COLLECTED MATERIAL:
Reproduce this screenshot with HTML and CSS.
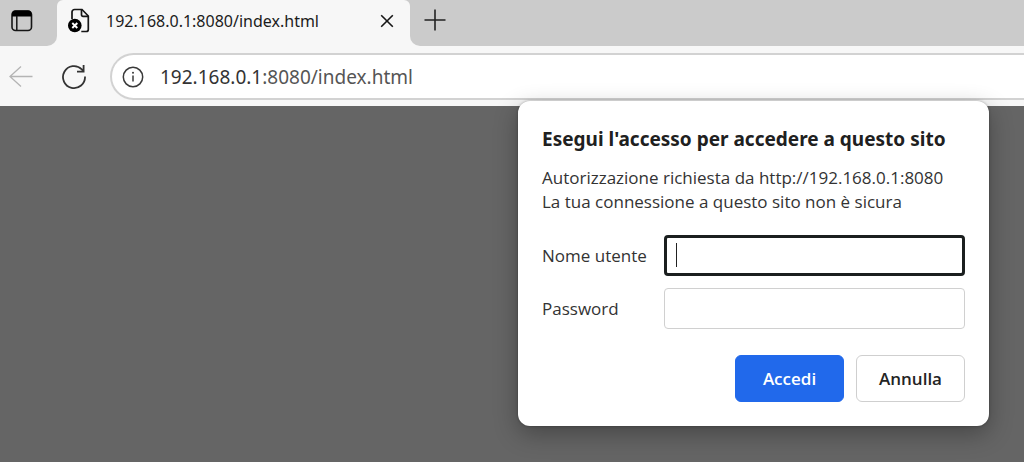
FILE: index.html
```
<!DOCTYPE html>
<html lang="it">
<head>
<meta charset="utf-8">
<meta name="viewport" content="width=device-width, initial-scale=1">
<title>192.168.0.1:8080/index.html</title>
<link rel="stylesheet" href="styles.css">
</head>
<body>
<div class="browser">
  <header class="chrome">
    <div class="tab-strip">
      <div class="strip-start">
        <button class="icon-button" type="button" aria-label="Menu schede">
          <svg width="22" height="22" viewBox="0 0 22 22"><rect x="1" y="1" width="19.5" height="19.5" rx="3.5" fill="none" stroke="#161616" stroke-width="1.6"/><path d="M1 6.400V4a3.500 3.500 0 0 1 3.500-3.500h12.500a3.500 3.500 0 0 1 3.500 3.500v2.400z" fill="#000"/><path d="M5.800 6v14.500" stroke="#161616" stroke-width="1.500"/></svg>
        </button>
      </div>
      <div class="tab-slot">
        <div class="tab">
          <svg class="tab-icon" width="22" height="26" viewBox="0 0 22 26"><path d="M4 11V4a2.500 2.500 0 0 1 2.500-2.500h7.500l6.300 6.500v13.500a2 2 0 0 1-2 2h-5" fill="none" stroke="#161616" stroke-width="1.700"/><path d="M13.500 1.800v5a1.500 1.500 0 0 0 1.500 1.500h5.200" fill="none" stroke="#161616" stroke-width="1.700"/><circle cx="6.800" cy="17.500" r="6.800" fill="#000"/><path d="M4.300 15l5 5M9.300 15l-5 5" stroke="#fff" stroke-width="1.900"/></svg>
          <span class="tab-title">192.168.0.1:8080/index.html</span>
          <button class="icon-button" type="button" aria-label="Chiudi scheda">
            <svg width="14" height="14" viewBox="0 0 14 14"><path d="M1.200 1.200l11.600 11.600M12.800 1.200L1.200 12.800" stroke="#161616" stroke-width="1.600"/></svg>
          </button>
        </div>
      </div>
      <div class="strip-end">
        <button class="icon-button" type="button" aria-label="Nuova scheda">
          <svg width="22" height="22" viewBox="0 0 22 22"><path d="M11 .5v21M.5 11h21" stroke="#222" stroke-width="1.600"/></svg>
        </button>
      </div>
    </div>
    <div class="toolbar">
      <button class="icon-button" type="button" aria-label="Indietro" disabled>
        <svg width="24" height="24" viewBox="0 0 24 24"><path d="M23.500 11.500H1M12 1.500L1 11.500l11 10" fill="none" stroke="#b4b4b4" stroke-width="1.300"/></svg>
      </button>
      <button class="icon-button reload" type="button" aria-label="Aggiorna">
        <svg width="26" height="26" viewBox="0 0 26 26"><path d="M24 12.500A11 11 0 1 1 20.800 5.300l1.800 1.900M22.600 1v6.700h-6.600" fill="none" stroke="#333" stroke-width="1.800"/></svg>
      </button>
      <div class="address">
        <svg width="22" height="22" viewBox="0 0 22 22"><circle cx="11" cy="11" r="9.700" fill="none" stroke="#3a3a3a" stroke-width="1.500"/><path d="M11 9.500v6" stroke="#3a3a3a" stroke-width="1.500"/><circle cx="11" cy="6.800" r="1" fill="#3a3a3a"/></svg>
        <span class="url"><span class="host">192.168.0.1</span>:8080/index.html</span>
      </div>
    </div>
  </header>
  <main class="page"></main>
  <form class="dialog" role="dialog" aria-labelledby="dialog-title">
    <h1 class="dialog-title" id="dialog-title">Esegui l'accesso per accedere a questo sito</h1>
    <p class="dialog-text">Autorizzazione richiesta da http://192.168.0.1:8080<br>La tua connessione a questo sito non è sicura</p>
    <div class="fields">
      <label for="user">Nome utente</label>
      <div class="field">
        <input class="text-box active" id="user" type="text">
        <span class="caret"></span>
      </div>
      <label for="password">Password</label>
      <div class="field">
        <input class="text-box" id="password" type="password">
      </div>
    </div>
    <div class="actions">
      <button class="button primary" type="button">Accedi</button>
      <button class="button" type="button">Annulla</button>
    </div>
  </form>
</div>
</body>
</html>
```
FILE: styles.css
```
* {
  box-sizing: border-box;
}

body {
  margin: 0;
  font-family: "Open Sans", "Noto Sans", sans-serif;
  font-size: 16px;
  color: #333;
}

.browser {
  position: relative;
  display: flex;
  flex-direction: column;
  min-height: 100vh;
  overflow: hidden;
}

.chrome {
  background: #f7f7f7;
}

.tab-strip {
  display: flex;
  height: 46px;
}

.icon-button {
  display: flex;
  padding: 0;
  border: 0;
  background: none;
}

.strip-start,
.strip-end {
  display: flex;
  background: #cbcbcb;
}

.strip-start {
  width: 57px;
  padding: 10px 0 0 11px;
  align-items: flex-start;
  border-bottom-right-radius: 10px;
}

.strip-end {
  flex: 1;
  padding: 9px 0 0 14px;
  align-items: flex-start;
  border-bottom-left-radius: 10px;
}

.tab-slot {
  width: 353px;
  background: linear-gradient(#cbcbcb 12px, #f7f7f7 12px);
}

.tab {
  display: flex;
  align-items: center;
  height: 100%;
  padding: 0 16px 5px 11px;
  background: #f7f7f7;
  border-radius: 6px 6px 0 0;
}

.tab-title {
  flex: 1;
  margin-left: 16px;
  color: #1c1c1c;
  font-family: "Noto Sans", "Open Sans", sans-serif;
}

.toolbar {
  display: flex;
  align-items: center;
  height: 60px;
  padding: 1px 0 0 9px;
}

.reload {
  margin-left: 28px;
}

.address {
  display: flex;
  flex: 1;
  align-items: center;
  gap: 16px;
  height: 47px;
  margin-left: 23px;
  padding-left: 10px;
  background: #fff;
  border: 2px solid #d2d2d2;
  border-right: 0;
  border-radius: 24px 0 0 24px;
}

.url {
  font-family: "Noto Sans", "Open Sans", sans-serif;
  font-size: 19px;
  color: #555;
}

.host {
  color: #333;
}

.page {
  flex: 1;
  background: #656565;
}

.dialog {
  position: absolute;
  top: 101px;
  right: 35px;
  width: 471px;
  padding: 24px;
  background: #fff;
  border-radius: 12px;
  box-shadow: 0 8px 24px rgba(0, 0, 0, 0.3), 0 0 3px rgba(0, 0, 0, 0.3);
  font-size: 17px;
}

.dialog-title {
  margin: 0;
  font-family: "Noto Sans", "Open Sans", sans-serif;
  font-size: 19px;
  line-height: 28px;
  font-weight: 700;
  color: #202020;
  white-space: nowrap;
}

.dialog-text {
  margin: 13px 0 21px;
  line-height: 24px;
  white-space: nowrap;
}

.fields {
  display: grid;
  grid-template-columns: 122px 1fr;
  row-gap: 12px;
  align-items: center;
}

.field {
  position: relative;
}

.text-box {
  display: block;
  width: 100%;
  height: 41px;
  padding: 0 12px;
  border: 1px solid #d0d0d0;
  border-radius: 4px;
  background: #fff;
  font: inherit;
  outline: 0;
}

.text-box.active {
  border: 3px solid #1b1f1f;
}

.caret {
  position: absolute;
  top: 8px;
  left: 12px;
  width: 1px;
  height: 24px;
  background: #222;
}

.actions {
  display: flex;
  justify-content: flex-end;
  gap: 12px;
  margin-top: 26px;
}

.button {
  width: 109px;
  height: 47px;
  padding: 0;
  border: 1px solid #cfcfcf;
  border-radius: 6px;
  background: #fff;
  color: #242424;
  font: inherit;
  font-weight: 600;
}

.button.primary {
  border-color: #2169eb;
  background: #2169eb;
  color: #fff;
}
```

REQUEST:
Copy the data character for character, but drop all pictures from the copy.

FINISHED ANSWER:
Reproduce this screenshot with HTML and CSS.
FILE: index.html
```
<!DOCTYPE html>
<html lang="it">
<head>
<meta charset="utf-8">
<meta name="viewport" content="width=device-width, initial-scale=1">
<title>192.168.0.1:8080/index.html</title>
<link rel="stylesheet" href="styles.css">
</head>
<body>
<div class="browser">
  <header class="chrome">
    <div class="tab-strip">
      <div class="strip-start">
        <button class="icon-button" type="button" aria-label="Menu schede">
          <svg width="22" height="22" viewBox="0 0 22 22"><rect x="1" y="1" width="19.5" height="19.5" rx="3.5" fill="none" stroke="#161616" stroke-width="1.6"/><path d="M1 6.400V4a3.500 3.500 0 0 1 3.500-3.500h12.500a3.500 3.500 0 0 1 3.500 3.500v2.400z" fill="#000"/><path d="M5.800 6v14.500" stroke="#161616" stroke-width="1.500"/></svg>
        </button>
      </div>
      <div class="tab-slot">
        <div class="tab">
          <svg class="tab-icon" width="22" height="26" viewBox="0 0 22 26"><path d="M4 11V4a2.500 2.500 0 0 1 2.500-2.500h7.500l6.300 6.500v13.500a2 2 0 0 1-2 2h-5" fill="none" stroke="#161616" stroke-width="1.700"/><path d="M13.500 1.800v5a1.500 1.500 0 0 0 1.500 1.500h5.200" fill="none" stroke="#161616" stroke-width="1.700"/><circle cx="6.800" cy="17.500" r="6.800" fill="#000"/><path d="M4.300 15l5 5M9.300 15l-5 5" stroke="#fff" stroke-width="1.900"/></svg>
          <span class="tab-title">192.168.0.1:8080/index.html</span>
          <button class="icon-button" type="button" aria-label="Chiudi scheda">
            <svg width="14" height="14" viewBox="0 0 14 14"><path d="M1.200 1.200l11.600 11.600M12.800 1.200L1.200 12.800" stroke="#161616" stroke-width="1.600"/></svg>
          </button>
        </div>
      </div>
      <div class="strip-end">
        <button class="icon-button" type="button" aria-label="Nuova scheda">
          <svg width="22" height="22" viewBox="0 0 22 22"><path d="M11 .5v21M.5 11h21" stroke="#222" stroke-width="1.600"/></svg>
        </button>
      </div>
    </div>
    <div class="toolbar">
      <button class="icon-button" type="button" aria-label="Indietro" disabled>
        <svg width="24" height="24" viewBox="0 0 24 24"><path d="M23.500 11.500H1M12 1.500L1 11.500l11 10" fill="none" stroke="#b4b4b4" stroke-width="1.300"/></svg>
      </button>
      <button class="icon-button reload" type="button" aria-label="Aggiorna">
        <svg width="26" height="26" viewBox="0 0 26 26"><path d="M24 12.500A11 11 0 1 1 20.800 5.300l1.800 1.900M22.600 1v6.700h-6.600" fill="none" stroke="#333" stroke-width="1.800"/></svg>
      </button>
      <div class="address">
        <svg width="22" height="22" viewBox="0 0 22 22"><circle cx="11" cy="11" r="9.700" fill="none" stroke="#3a3a3a" stroke-width="1.500"/><path d="M11 9.500v6" stroke="#3a3a3a" stroke-width="1.500"/><circle cx="11" cy="6.800" r="1" fill="#3a3a3a"/></svg>
        <span class="url"><span class="host">192.168.0.1</span>:8080/index.html</span>
      </div>
    </div>
  </header>
  <main class="page"></main>
  <form class="dialog" role="dialog" aria-labelledby="dialog-title">
    <h1 class="dialog-title" id="dialog-title">Esegui l'accesso per accedere a questo sito</h1>
    <p class="dialog-text">Autorizzazione richiesta da http://192.168.0.1:8080<br>La tua connessione a questo sito non è sicura</p>
    <div class="fields">
      <label for="user">Nome utente</label>
      <div class="field">
        <input class="text-box active" id="user" type="text">
        <span class="caret"></span>
      </div>
      <label for="password">Password</label>
      <div class="field">
        <input class="text-box" id="password" type="password">
      </div>
    </div>
    <div class="actions">
      <button class="button primary" type="button">Accedi</button>
      <button class="button" type="button">Annulla</button>
    </div>
  </form>
</div>
</body>
</html>
```
FILE: styles.css
```
* {
  box-sizing: border-box;
}

body {
  margin: 0;
  font-family: "Open Sans", "Noto Sans", sans-serif;
  font-size: 16px;
  color: #333;
}

.browser {
  position: relative;
  display: flex;
  flex-direction: column;
  min-height: 100vh;
  overflow: hidden;
}

.chrome {
  background: #f7f7f7;
}

.tab-strip {
  display: flex;
  height: 46px;
}

.icon-button {
  display: flex;
  padding: 0;
  border: 0;
  background: none;
}

.strip-start,
.strip-end {
  display: flex;
  background: #cbcbcb;
}

.strip-start {
  width: 57px;
  padding: 10px 0 0 11px;
  align-items: flex-start;
  border-bottom-right-radius: 10px;
}

.strip-end {
  flex: 1;
  padding: 9px 0 0 14px;
  align-items: flex-start;
  border-bottom-left-radius: 10px;
}

.tab-slot {
  width: 353px;
  background: linear-gradient(#cbcbcb 12px, #f7f7f7 12px);
}

.tab {
  display: flex;
  align-items: center;
  height: 100%;
  padding: 0 16px 5px 11px;
  background: #f7f7f7;
  border-radius: 6px 6px 0 0;
}

.tab-title {
  flex: 1;
  margin-left: 16px;
  color: #1c1c1c;
  font-family: "Noto Sans", "Open Sans", sans-serif;
}

.toolbar {
  display: flex;
  align-items: center;
  height: 60px;
  padding: 1px 0 0 9px;
}

.reload {
  margin-left: 28px;
}

.address {
  display: flex;
  flex: 1;
  align-items: center;
  gap: 16px;
  height: 47px;
  margin-left: 23px;
  padding-left: 10px;
  background: #fff;
  border: 2px solid #d2d2d2;
  border-right: 0;
  border-radius: 24px 0 0 24px;
}

.url {
  font-family: "Noto Sans", "Open Sans", sans-serif;
  font-size: 19px;
  color: #555;
}

.host {
  color: #333;
}

.page {
  flex: 1;
  background: #656565;
}

.dialog {
  position: absolute;
  top: 101px;
  right: 35px;
  width: 471px;
  padding: 24px;
  background: #fff;
  border-radius: 12px;
  box-shadow: 0 8px 24px rgba(0, 0, 0, 0.3), 0 0 3px rgba(0, 0, 0, 0.3);
  font-size: 17px;
}

.dialog-title {
  margin: 0;
  font-family: "Noto Sans", "Open Sans", sans-serif;
  font-size: 19px;
  line-height: 28px;
  font-weight: 700;
  color: #202020;
  white-space: nowrap;
}

.dialog-text {
  margin: 13px 0 21px;
  line-height: 24px;
  white-space: nowrap;
}

.fields {
  display: grid;
  grid-template-columns: 122px 1fr;
  row-gap: 12px;
  align-items: center;
}

.field {
  position: relative;
}

.text-box {
  display: block;
  width: 100%;
  height: 41px;
  padding: 0 12px;
  border: 1px solid #d0d0d0;
  border-radius: 4px;
  background: #fff;
  font: inherit;
  outline: 0;
}

.text-box.active {
  border: 3px solid #1b1f1f;
}

.caret {
  position: absolute;
  top: 8px;
  left: 12px;
  width: 1px;
  height: 24px;
  background: #222;
}

.actions {
  display: flex;
  justify-content: flex-end;
  gap: 12px;
  margin-top: 26px;
}

.button {
  width: 109px;
  height: 47px;
  padding: 0;
  border: 1px solid #cfcfcf;
  border-radius: 6px;
  background: #fff;
  color: #242424;
  font: inherit;
  font-weight: 600;
}

.button.primary {
  border-color: #2169eb;
  background: #2169eb;
  color: #fff;
}
```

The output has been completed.